2)If you have other children or other sources of kid stuff. If you have readily available second hand goods from other children, friends, or family members you will inherently need less stuff and it may not be worth putting in the extra time.  This is also true if you have generous friends or family members who stock you up during the holidays and birthdays.

3)If you have specific items that you are looking for. Make no bones about it, if you have specific items that you want or need, the only way to ensure that you find them is to volunteer for extra shifts and shop early. 

For example, we wanted an outdoor play set, a Sit-N-Stand stroller, and a changing table.  These are considered to be “big ticket items”, meaning that they are large, often more costly, and usually have a smaller inventory.  When the doors opened, there were only about 10 play sets, about 8 Sit-N-Stand strollers, and maybe 15 changing tables.  By shopping first, we had our pick of the litter in both price and quality.

4) How thrifty you want to be.  There is an inverse or negative correlation between the amount of time the sale has been open to the amount of low cost items on the shelves.  In other words, as each hour and day passes, the number of low cost items dramatically decreases and all you are left with are the expensive, no discount items in the end. 

For example, when we shopped first (2 hours before the regular volunteers) we had our choice of 2 identical play cubes with the exception of the price tag – one was $10 and the other was $30.  Same with the changing table – ours was $10 versus $20+.  We were able to save over 50% just by being there first.

5) If you are looking for the best value.  Shopping early gives you an advantage if you are shopping for the best value.  You will have more choices of the same item to chose from in a varied price range.  Sometimes it’s not about finding the cheapest price.  It’s about finding the best quality for a price you can afford. 

For example, when we purchased the strollers we were the first people looking amongst the 8 or so Sit-N-Stand strollers.  After test driving them, we chose a $60 model.  By far not the cheapest, which was $20, nor the most expensive, which was about $80, but it was the cleanest, most complete, most balanced, and the smoothest.  Being that they retail for $120+, we were willing to pay $60 for a decent stroller.  We got the best value for our money by shopping first.

6) How much free time you have.  Unfortunately, no matter how you feel about reasons 1-5, if you don’t have the time to volunteer for more shifts, or if you can’t get off work for the early sale then you simply cannot do it.  Most people forget that time is money.  The amount of money spent on a babysitter or the amount of money lost from not working those hours isn’t always worth the savings you could find. 

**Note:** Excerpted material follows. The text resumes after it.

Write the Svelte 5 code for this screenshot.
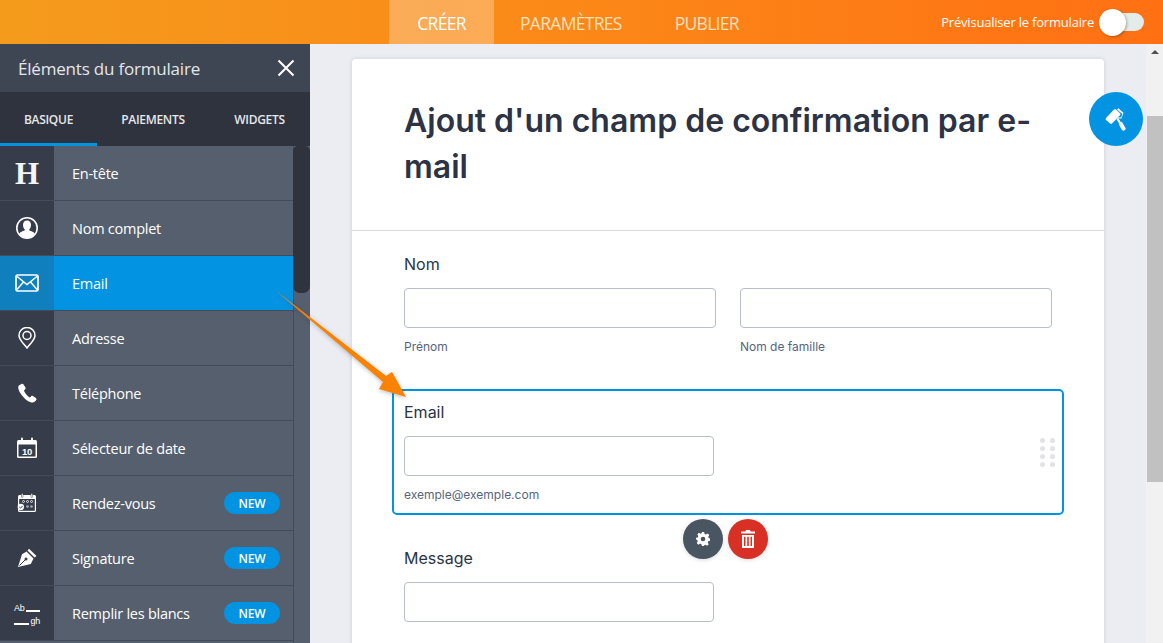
<script>
  const items = [
    { name: 'En-tête', icon: 'h' },
    { name: 'Nom complet', icon: 'user' },
    { name: 'Email', icon: 'mail', active: true },
    { name: 'Adresse', icon: 'pin' },
    { name: 'Téléphone', icon: 'phone' },
    { name: 'Sélecteur de date', icon: 'date' },
    { name: 'Rendez-vous', icon: 'appt', isNew: true },
    { name: 'Signature', icon: 'pen', isNew: true },
    { name: 'Remplir les blancs', icon: 'fill', isNew: true }
  ];
</script>

<div class="page">
  <header class="top">
    <nav class="tabs">
      <span class="tab current">CRÉER</span>
      <span class="tab">PARAMÈTRES</span>
      <span class="tab">PUBLIER</span>
    </nav>
    <div class="preview">
      <span>Prévisualiser le formulaire</span>
      <span class="toggle"><span class="knob"></span></span>
    </div>
  </header>

  <div class="body">
    <aside class="side">
      <div class="side-title">
        <span>Éléments du formulaire</span>
        <svg width="18" height="18" viewBox="0 0 18 18"><path d="M1.5 1.5 16.5 16.5M16.5 1.5 1.5 16.5" stroke="#fff" stroke-width="2" fill="none"/></svg>
      </div>
      <div class="side-tabs">
        <span class="st on">BASIQUE</span>
        <span class="st">PAIEMENTS</span>
        <span class="st">WIDGETS</span>
      </div>
      <div class="list-wrap">
        <ul class="list">
          {#each items as it}
            <li class="row" class:active={it.active}>
              <span class="ico">
                {#if it.icon === 'h'}
                  <span class="h">H</span>
                {:else if it.icon === 'user'}
                  <svg width="24" height="24" viewBox="0 0 24 24"><circle cx="12" cy="12" r="10.2" fill="#363c49" stroke="#fff" stroke-width="1.6"/><path d="M12 4.6c-2.6 0-4 2-4 4.3 0 1.800.7 3.300 1.700 4.300v1.300c-2 .8-4.700 1.500-5.500 3.200A10 10 0 0 0 12 22a10 10 0 0 0 7.800-4.300c-.8-1.700-3.500-2.400-5.500-3.200v-1.300c1-1 1.700-2.500 1.700-4.300 0-2.300-1.400-4.300-4-4.300z" fill="#fff"/></svg>
                {:else if it.icon === 'mail'}
                  <svg width="24" height="18" viewBox="0 0 24 18"><rect x="1" y="1" width="22" height="16" rx="1.500" fill="none" stroke="#fff" stroke-width="1.700"/><path d="M1.500 2 12 10.500 22.500 2M1.500 16 8.500 8M22.500 16 15.500 8" fill="none" stroke="#fff" stroke-width="1.500"/></svg>
                {:else if it.icon === 'pin'}
                  <svg width="20" height="22" viewBox="0 0 20 22"><path d="M10 21C6 16 2 12.500 2 8.500a8 8 0 0 1 16 0C18 12.500 14 16 10 21z" fill="none" stroke="#fff" stroke-width="1.500"/><circle cx="10" cy="8.500" r="4" fill="none" stroke="#fff" stroke-width="1.500"/></svg>
                {:else if it.icon === 'phone'}
                  <svg width="20" height="20" viewBox="0 0 20 20"><path d="M4.500 1 1.800 2.500C.6 4 1.500 8 5 12.500s7.500 7 10.500 7c1.500 0 3.500-1.500 4-3 .2-.6-.1-1-.6-1.400l-3-2c-.6-.4-1.200-.3-1.700.2l-1.200 1.200c-1.500-.3-5.500-4.500-6-7l1.200-1.300c.5-.5.600-1.100.3-1.700L6.500 1.500C6 .7 5.300.6 4.500 1z" fill="#fff"/></svg>
                {:else if it.icon === 'date'}
                  <svg width="22" height="22" viewBox="0 0 22 22"><rect x="1" y="3" width="20" height="18" rx="1.500" fill="#fff"/><rect x="2.500" y="7.500" width="17" height="12" fill="#363c49"/><rect x="5" y="0.500" width="2" height="4.500" rx="1" fill="#fff"/><rect x="15" y="0.500" width="2" height="4.500" rx="1" fill="#fff"/><text x="11" y="17.500" text-anchor="middle" class="ten">10</text></svg>
                {:else if it.icon === 'appt'}
                  <svg width="20" height="20" viewBox="0 0 20 20"><rect x="1" y="2" width="18" height="17" rx="1.500" fill="#fff"/><rect x="2.200" y="6" width="15.600" height="11.800" fill="#363c49"/><rect x="4.500" y="0.500" width="1.500" height="4" rx=".7" fill="#fff" stroke="#363c49" stroke-width=".5"/><rect x="14" y="0.500" width="1.500" height="4" rx=".7" fill="#fff" stroke="#363c49" stroke-width=".5"/><g fill="none" stroke="#fff" stroke-width=".8"><circle cx="6.500" cy="8.500" r="1"/><circle cx="10.500" cy="8.500" r="1"/><circle cx="14.500" cy="8.500" r="1"/></g><g fill="#aab"><circle cx="10.500" cy="13.500" r="1.300"/><circle cx="14.500" cy="13.500" r="1.300"/></g><circle cx="3.800" cy="14" r="3.200" fill="#fff"/><path d="M2.300 14l1.200 1.200 2-2.200" fill="none" stroke="#363c49" stroke-width="1"/></svg>
                {:else if it.icon === 'pen'}
                  <svg width="20" height="20" viewBox="0 0 20 20"><path d="M12 .8 19.500 8l-2 1.500L10.500 2.500z" fill="#fff"/><path d="M9.500 3.500 16.500 10.500 13.800 16 1 19l4-12.800zM3 17.200l4.700-4.700" fill="#fff"/><path d="M2.500 17.500 8 12" stroke="#363c49" stroke-width="1"/><circle cx="9" cy="11" r="1.500" fill="#363c49"/></svg>
                {:else}
                  <span class="fill">
                    <span class="fl"><b>Ab</b><i></i></span>
                    <span class="fl"><i></i><b>gh</b></span>
                  </span>
                {/if}
              </span>
              <span class="label">{it.name}</span>
              {#if it.isNew}<span class="new">NEW</span>{/if}
            </li>
          {/each}
        </ul>
        <div class="thumb"></div>
      </div>
    </aside>

    <main class="canvas">
      <section class="card">
        <h1>Ajout d'un champ de confirmation par e-mail</h1>
        <div class="fields">
          <div class="field plain">
            <div class="lab">Nom</div>
            <div class="two">
              <div class="col"><div class="inp wide"></div><div class="sub">Prénom</div></div>
              <div class="col"><div class="inp wide"></div><div class="sub">Nom de famille</div></div>
            </div>
          </div>
          <div class="field selected">
            <div class="lab">Email</div>
            <div class="inp"></div>
            <div class="sub">exemple@exemple.com</div>
            <div class="grip">{#each Array(8) as _}<i></i>{/each}</div>
            <div class="actions">
              <span class="act gear">
                <svg width="14" height="14" viewBox="0 0 24 24"><path fill="#fff" fill-rule="evenodd" d="M10 0h4l.7 3.300 2.300 1 2.900-1.800 2.800 2.800L21 8.200l.9 2.200 2.100.6v4l-3 .7-1 2.300 1.800 2.900-2.800 2.800-2.900-1.800-2.300 1L14 24h-4l-.7-3.100-2.300-1-2.900 1.800-2.800-2.800L3 16l-1-2.300L0 13v-3l3-.7 1-2.300-1.800-2.900L5 1.300 7.900 3l2-.9zM12 8a4 4 0 1 0 0 8 4 4 0 0 0 0-8z"/></svg>
              </span>
              <span class="act trash">
                <svg width="14" height="18" viewBox="0 0 14 18"><path fill="#fff" d="M5 0h4l.6 1.500H14v2H0v-2h4.400zM1 5h12v13H1zm2 1.800V16h1.500V6.800zm3.200 0V16h1.600V6.800zm3.300 0V16H11V6.800z" fill-rule="evenodd"/></svg>
              </span>
            </div>
          </div>
          <div class="field plain msg">
            <div class="lab">Message</div>
            <div class="inp"></div>
          </div>
        </div>
      </section>
      <button class="paint" aria-label="Style">
        <svg width="26" height="26" viewBox="0 0 26 26"><g fill="#fff"><path d="M3 12 11 3.500a1.500 1.500 0 0 1 2 0l4 3.800a1.500 1.500 0 0 1 0 2L9 17.500a1.500 1.500 0 0 1-2 0l-4-3.500a1.500 1.500 0 0 1 0-2z"/><path d="M14 3.500l1.500-1.200 5 4.500-2 5.800-3 0 4 6.200-1.700 1.200-4.300-6.500 1.400-2 3.400-.2.900-3.200z" opacity=".95"/><rect x="17" y="16" width="4" height="9" rx="1.500" transform="rotate(-30 19 20)"/></g></svg>
      </button>
    </main>

    <div class="sb">
      <span class="up"></span>
      <span class="sb-thumb"></span>
    </div>
  </div>

  <svg class="arrow" width="1163" height="643" viewBox="0 0 1163 643" aria-hidden="true">
    <defs><filter id="s" x="-20%" y="-20%" width="140%" height="140%"><feDropShadow dx="0" dy="1" stdDeviation="2" flood-color="#334" flood-opacity=".35"/></filter></defs>
    <polygon points="275,290 386,376 392,372 406,397 379,389 383,382" fill="#f98200" filter="url(#s)"/>
  </svg>
</div>

<style>
  :global(body) { margin: 0; }
  .page { position: relative; width: 1163px; height: 643px; overflow: hidden; font-family: Inter, sans-serif; display: flex; flex-direction: column; background: #ebedf2; }

  .top { height: 44px; flex: none; display: flex; align-items: stretch; background: linear-gradient(90deg, #f49b1c 0%, #fb8a18 45%, #ff7013 100%); color: #fff; position: relative; padding-left: 389px; box-sizing: border-box; }
  .tabs { display: flex; }
  .tab { font-family: "Open Sans", sans-serif; font-size: 17.500px; line-height: 46px; color: #ffe0bd; padding: 0 27px 0 0; margin-left: 26px; letter-spacing: -0.700px; }
  .tab.current { color: #fff; background: rgba(255,255,255,.27); margin-left: 0; width: 105px; padding: 0; text-align: center; box-sizing: border-box; }
  .preview { margin-left: auto; display: flex; align-items: center; font-family: "Open Sans", sans-serif; font-size: 13px; letter-spacing: -0.200px; padding-right: 19px; gap: 5px; }
  .toggle { width: 45px; height: 18px; border-radius: 9px; background: #e4ecea; position: relative; display: block; }
  .knob { position: absolute; left: 0; top: -4px; width: 27px; height: 27px; border-radius: 50%; background: #fff; box-shadow: 1px 1px 3px rgba(0,0,0,.3); }

  .body { flex: 1; display: flex; min-height: 0; }
  .side { width: 310px; flex: none; display: flex; flex-direction: column; background: #555f6e; color: #fff; font-family: "Open Sans", sans-serif; }
  .side-title { height: 48px; flex: none; background: #3f4653; display: flex; align-items: center; justify-content: space-between; padding: 0 15px 0 18px; font-size: 17px; letter-spacing: -0.200px; color: #e4e6ea; }
  .side-tabs { height: 54px; flex: none; background: #2f333d; display: flex; font-size: 12px; font-weight: 600; color: #e6e7ea; letter-spacing: -0.300px; }
  .st { display: flex; align-items: center; justify-content: center; box-sizing: border-box; width: 112px; padding-top: 1px; }
  .st.on { width: 97px; border-bottom: 3px solid #0293e2; padding-top: 4px; }
  .st:last-child { width: 101px; }
  .list-wrap { flex: 1; min-height: 0; display: flex; position: relative; }
  .list { list-style: none; margin: 0; padding: 0; width: 293px; border-right: 1px solid #434b58; box-sizing: content-box; flex: none; }
  .row { height: 55px; box-sizing: border-box; display: flex; align-items: center; border-bottom: 1px solid #434b58; font-size: 14.500px; letter-spacing: -0.250px; background: #555f6e; }
  .row.active { background: #0293e2; }
  .ico { width: 54px; height: 100%; flex: none; background: #363c49; display: flex; align-items: center; justify-content: center; }
  .row.active .ico { background: #0f7fbe; }
  .h { font-family: "Liberation Serif", serif; font-weight: 700; font-size: 31px; color: #f4f5f6; line-height: 1; }
  .ten { font-family: "Liberation Sans", sans-serif; font-size: 9.500px; font-weight: 700; fill: #fff; }
  .fill { display: flex; flex-direction: column; gap: 1px; font-family: "Liberation Sans", sans-serif; font-size: 9px; width: 26px; color: #fff; }
  .fl { display: flex; align-items: flex-end; gap: 1px; height: 12px; }
  .fl b { font-weight: 400; line-height: 10px; }
  .fl i { display: block; flex: 1; height: 1.500px; background: #fff; margin-bottom: 1px; }
  .label { margin-left: 18px; flex: 1; }
  .new { width: 56px; height: 22px; border-radius: 11px; background: #0293e2; font-size: 12px; font-weight: 600; display: flex; align-items: center; justify-content: center; margin-right: 13px; letter-spacing: -0.200px; }
  .thumb { position: absolute; left: 293px; top: 0; width: 17px; height: 147px; background: #2f333d; border-radius: 5px 5px 7px 7px; }

  .canvas { flex: 1; min-width: 0; position: relative; overflow: hidden; padding: 15px 0 0 42px; box-sizing: border-box; }
  .card { width: 752px; height: 640px; background: #fff; border-radius: 4px; box-shadow: 0 0 4px rgba(40,50,80,.15); box-sizing: border-box; }
  h1 { margin: 0; padding: 39px 52px 0; height: 172px; box-sizing: border-box; border-bottom: 1px solid #d8dae0; font-size: 32px; font-weight: 600; line-height: 46px; color: #2c3345; letter-spacing: 0; }
  .fields { padding: 0 40px; }
  .field { position: relative; box-sizing: border-box; }
  .plain { padding: 0 12px; }
  .field:first-child { padding-top: 23px; height: 158px; }
  .lab { font-size: 16px; line-height: 20px; color: #2c3345; margin-bottom: 14px; }
  .field:first-child .lab { margin-bottom: 14px; }
  .two { display: flex; gap: 24px; }
  .col { width: 312px; }
  .inp { width: 310px; height: 40px; border: 1px solid #b8bdc9; border-radius: 4px; box-sizing: border-box; background: #fff; }
  .inp.wide { width: 312px; }
  .sub { font-size: 12px; line-height: 14px; color: #57647e; margin-top: 12px; }
  .selected { border: 2px solid #0293e2; border-radius: 5px; height: 126px; padding: 11px 10px 0; }
  .selected .lab { margin-bottom: 14px; }
  .grip { position: absolute; left: 646px; top: 47px; display: grid; grid-template-columns: 5px 5px; gap: 3px 3px; column-gap: 5px; }
  .grip i { display: block; width: 5px; height: 5px; border-radius: 50%; background: #e3e3e5; }
  .actions { position: absolute; left: 289px; top: 128px; display: flex; gap: 5px; }
  .act { width: 40px; height: 40px; border-radius: 50%; display: flex; align-items: center; justify-content: center; box-shadow: 0 1px 4px rgba(0,0,0,.15); }
  .gear { background: #4a5562; }
  .trash { background: #d93025; }
  .msg { padding-top: 33px; }
  .paint { position: absolute; left: 779px; top: 48px; width: 54px; height: 54px; border-radius: 50%; border: 0; padding: 0; background: #0293e2; display: flex; align-items: center; justify-content: center; }
  .sb { width: 17px; flex: none; background: #f1f1f1; position: relative; margin-left: 0; }
  .up { position: absolute; left: 5px; top: 6px; width: 0; height: 0; border-left: 4px solid transparent; border-right: 4px solid transparent; border-bottom: 4px solid #505050; }
  .sb-thumb { position: absolute; left: 1px; right: 0; top: 72px; height: 366px; background: #c1c1c1; }
  .arrow { position: absolute; left: 0; top: 0; pointer-events: none; }
</style>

My hubby and I could not possibly swing volunteer shifts on any day but Saturday or Sunday.  That narrows down our options immensely. If I had not signed up on the very first day that we could, we might have been screwed.

So, are you wondering why I dedicated an entire blog post to the “Volunteer Debate” versus waxing poetic about the color I am going to paint my nails today?  Simply put, I did not hear one thoughtful conversation about this while I was volunteering.  Many of the volunteer veterans were pushing the “its not worth giving up 5 more hours of your time for 2 hours of shopping” to the newbies who were asking.  The biggest reason they gave was that there was so much stuff that 2 hours wouldn’t matter. 

I don’t think it is that simple and I hope I’ve helped some of you to decide for yourselves what is more important.  If you think that I’ve put too much thought into such a trivial matter, just wait until you see my blog post about whether or not to buy brand-name versus generic canned goods…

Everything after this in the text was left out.